Posts from Monday, January 10th, 2011

Reset 2.0b2: Paring Down

Published 14 years, 6 months past

A few changes for beta 2 of the updated reset, presented here:

/* http://meyerweb.com/eric/tools/css/reset/ 
   v2.0b2 | 201101
   NOTE: THIS IS A BETA VERSION (see previous line)
   USE WITH CAUTION AND TEST WITH ABANDON */

html, body, div, span, applet, object, iframe,
h1, h2, h3, h4, h5, h6, p, blockquote, pre,
a, abbr, acronym, address, big, cite, code,
del, dfn, em, img, ins, kbd, q, s, samp,
small, strike, strong, sub, sup, tt, var,
b, u, i, center,
dl, dt, dd, ol, ul, li,
fieldset, form, label, legend,
table, caption, tbody, tfoot, thead, tr, th, td,
article, aside, canvas, details, embed, 
figure, figcaption, footer, header, hgroup, 
menu, nav, output, ruby, section, summary,
time, mark, audio, video {
	margin: 0;
	padding: 0;
	border: 0;
	font-size: 100%;
	font: inherit;
	vertical-align: baseline;
}
/* HTML5 display-role reset for older browsers */
article, aside, details, figcaption, figure, 
footer, header, hgroup, menu, nav, section {
	display: block;
}
body {
	line-height: 1;
}
ol, ul {
	list-style: none;
}
blockquote, q {
	quotes: none;
}
blockquote:before, blockquote:after,
q:before, q:after {
	content: '';
	content: none;
}
table {
	border-collapse: collapse;
	border-spacing: 0;
}

First, the small changes: adding embed, output, and ruby to the first rule.  I went back and forth on these quite a bit, which is why they weren’t in the first cut.  However, none of them seem to be replaced so they’re in.  Others, such as command, are replaced and so stay out for the same reason that form inputs are left out.  (img is a special case.)

The HTML5 element I’m still stuck on is datalist, which seems sort of replaced but then again maybe not.  I’m really close to including it on the same grounds that I include canvas, but it’s hard to know if that’s a good idea.  If anyone with deep experience with datalist could explain what element it’s most like, and whether it’s really replaced or what, please do so.

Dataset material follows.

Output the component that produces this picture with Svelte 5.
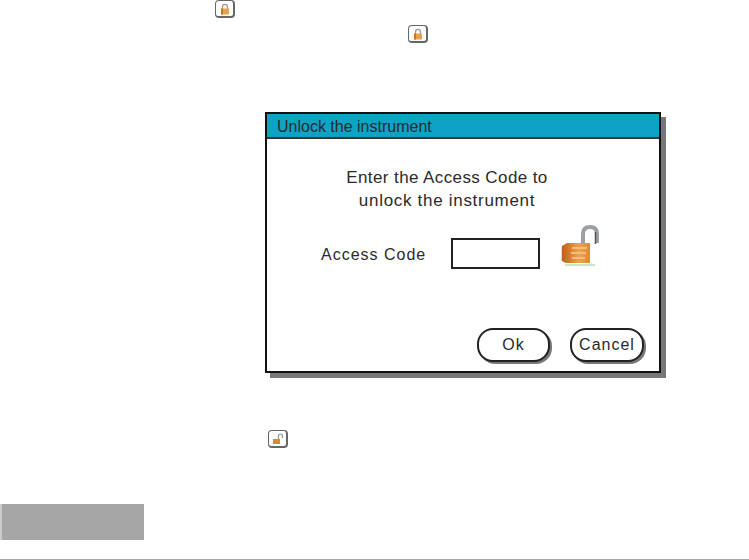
<script>
    let code = "";
</script>

{#snippet closedLock()}
    <svg viewBox="0 0 12 12" width="12" height="12">
        <path d="M3.5 6V3.8C3.5 2.2 4.6 1.3 6 1.3S8.5 2.2 8.5 3.8V6" fill="none" stroke="#a89a8a" stroke-width="1.3" />
        <rect x="2" y="5.5" width="8" height="6" fill="#e8a050" />
        <rect x="2" y="5.5" width="2" height="6" fill="#c9752a" />
    </svg>
{/snippet}

<div class="page">
    <div class="row first">
        <span class="key">{@render closedLock()}</span>
    </div>
    <div class="row second">
        <span class="key">{@render closedLock()}</span>
    </div>

    <div class="dialog">
        <div class="title">Unlock the instrument</div>
        <div class="body">
            <p class="prompt">Enter the Access Code to<br /><span class="wide">unlock the instrument</span></p>
            <div class="field">
                <label for="code">Access Code</label>
                <input id="code" type="text" bind:value={code} />
                <svg class="lock" viewBox="0 0 40 42" width="40" height="42">
                    <defs>
                        <linearGradient id="brass" x1="0" x2="1" y1="0" y2="0">
                            <stop offset="0" stop-color="#b9601c" />
                            <stop offset="0.3" stop-color="#d9802c" />
                            <stop offset="0.6" stop-color="#eda552" />
                            <stop offset="1" stop-color="#d98a35" />
                        </linearGradient>
                    </defs>
                    <path d="M23 20V9C23 4 26 2 30 2S37 4 37 9V18" fill="none" stroke="#9aa0a4" stroke-width="4" />
                    <path d="M35.5 7V19" stroke="#50565a" stroke-width="1.5" />
                    <path d="M2 21L7 18H30V38H6L2 36Z" fill="url(#brass)" />
                    <path d="M12 23H27M11 28H26M12 33H25" stroke="#f2bd78" stroke-width="2" />
                    <path d="M5 40H35" stroke="#b9dcb6" stroke-width="1.5" />
                    <path d="M1.5 22V36" stroke="#cfe6cb" stroke-width="1" />
                </svg>
            </div>
            <div class="actions">
                <button class="ok">Ok</button>
                <button class="cancel">Cancel</button>
            </div>
        </div>
    </div>

    <div class="row third">
        <span class="key">
            <svg viewBox="0 0 12 12" width="12" height="12">
                <path d="M6.5 6V3C6.5 1.7 7.4 1 8.5 1S10.5 1.7 10.5 3V5" fill="none" stroke="#8d9296" stroke-width="1.2" />
                <rect x="1" y="6" width="7" height="5" fill="#d98a35" />
            </svg>
        </span>
    </div>

    <div class="tab"></div>
    <div class="rule"></div>
</div>

<style>
    :global(body) {
        background: #fff;
    }

    .page {
        width: 749px;
        height: 560px;
        display: flex;
        flex-direction: column;
        font-family: "Liberation Sans", Arial, sans-serif;
        color: #2a2a2a;
        overflow: hidden;
    }

    .row {
        display: flex;
    }

    .first {
        padding-left: 215px;
    }

    .second {
        padding-left: 408px;
        margin-top: 7px;
    }

    .third {
        padding-left: 268px;
        margin-top: 57px;
    }

    .key {
        width: 20px;
        height: 18px;
        box-sizing: border-box;
        border: 1px solid #666;
        border-right-width: 2px;
        border-bottom-width: 2px;
        border-radius: 4px;
        display: flex;
        align-items: center;
        justify-content: center;
    }

    .key svg,
    .lock {
        filter: blur(0.5px);
    }

    .dialog {
        width: 396px;
        height: 261px;
        box-sizing: border-box;
        margin: 69px 0 0 265px;
        border: 2px solid #111;
        background: #fff;
        box-shadow: 5px 5px 0 #777;
        display: flex;
        flex-direction: column;
    }

    .title {
        height: 25px;
        box-sizing: border-box;
        background: #0ca3c6;
        border-bottom: 2px solid #2a3a40;
        padding: 1px 0 0 10px;
        font-size: 16px;
        line-height: 23px;
    }

    .body {
        flex: 1;
        display: flex;
        flex-direction: column;
    }

    .prompt {
        margin: 27px 32px 0 0;
        text-align: center;
        font-size: 17px;
        line-height: 23px;
        letter-spacing: 0.4px;
    }

    .wide {
        letter-spacing: 0.7px;
    }

    .field {
        display: flex;
        align-items: flex-start;
        margin-top: 26px;
        padding-left: 54px;
        font-size: 16px;
        letter-spacing: 1px;
    }

    .field label {
        line-height: 31px;
        margin-top: 1px;
    }

    .field input {
        width: 89px;
        height: 31px;
        box-sizing: border-box;
        border: 2px solid #222;
        margin-left: 25px;
        padding: 0;
        background: #fff;
    }

    .lock {
        margin: -13px 0 0 20px;
    }

    .actions {
        margin-top: auto;
        padding: 0 15px 9px 0;
        display: flex;
        justify-content: flex-end;
        gap: 20px;
    }

    .actions button {
        height: 34px;
        box-sizing: border-box;
        background: #fff;
        border: 2px solid #222;
        border-radius: 16px;
        box-shadow: 2px 2px 0 #777;
        font: inherit;
        font-size: 16px;
        letter-spacing: 1px;
        color: #2a2a2a;
        padding: 0;
    }

    .ok {
        width: 73px;
    }

    .cancel {
        width: 74px;
    }

    .tab {
        width: 144px;
        height: 36px;
        margin-top: 56px;
        background: #a6a6a6;
        border-left: 2px solid #ccc;
        box-sizing: border-box;
    }

    .rule {
        margin-top: auto;
        height: 1px;
        background: #aaa;
    }
</style>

Now the big changes: I removed the outline declaration from the first rule, which was option #2 in “Looking For Focus“.  I’d largely decided that was the best solution before I posted, but I didn’t want to say so for fear of skewing the responses either way.  It was interesting to see how that option initially didn’t come up very much, and then suddenly a bunch of people stumped for it.  Anyway, that course of action seems to make the most sense to me; for the reasons why, the comments of those who supported it pretty much sum up my thoughts.  With that declaration out, there’s no need to do anything special for :focus in subsequent rules.

Following on that, the other change is that I’ve dropped the :focus rule entirely, and also the ins and del rules.  Why?  Because all three of them are attempting, in some fashion, to impose a presentation above the baseline that the reset attempts to establish.  I basically left text-decoration alone in this reset; reset and del were the exceptions.  I can’t justify those exceptions any longer.

The rule for ins was actually interesting: it was, in spirit, exactly the same as the :focus rule.  Here’s a comparison:

/* remember to define focus styles! */
:focus {
	outline: 0;
}

/* remember to highlight inserts somehow! */
ins {
	text-decoration: none;
}

Both strip off a common visual styling and remind authors to define something visible.  Of course, pretty much nobody ever complained about the ins rule, but they’re conceptually the same and so if one goes, both should go.  And if I’m not keeping the ins rule, I can’t see any reason at all to keep the del rule.

So that’s where we are in beta 2.  I’ll be interested to know what you think.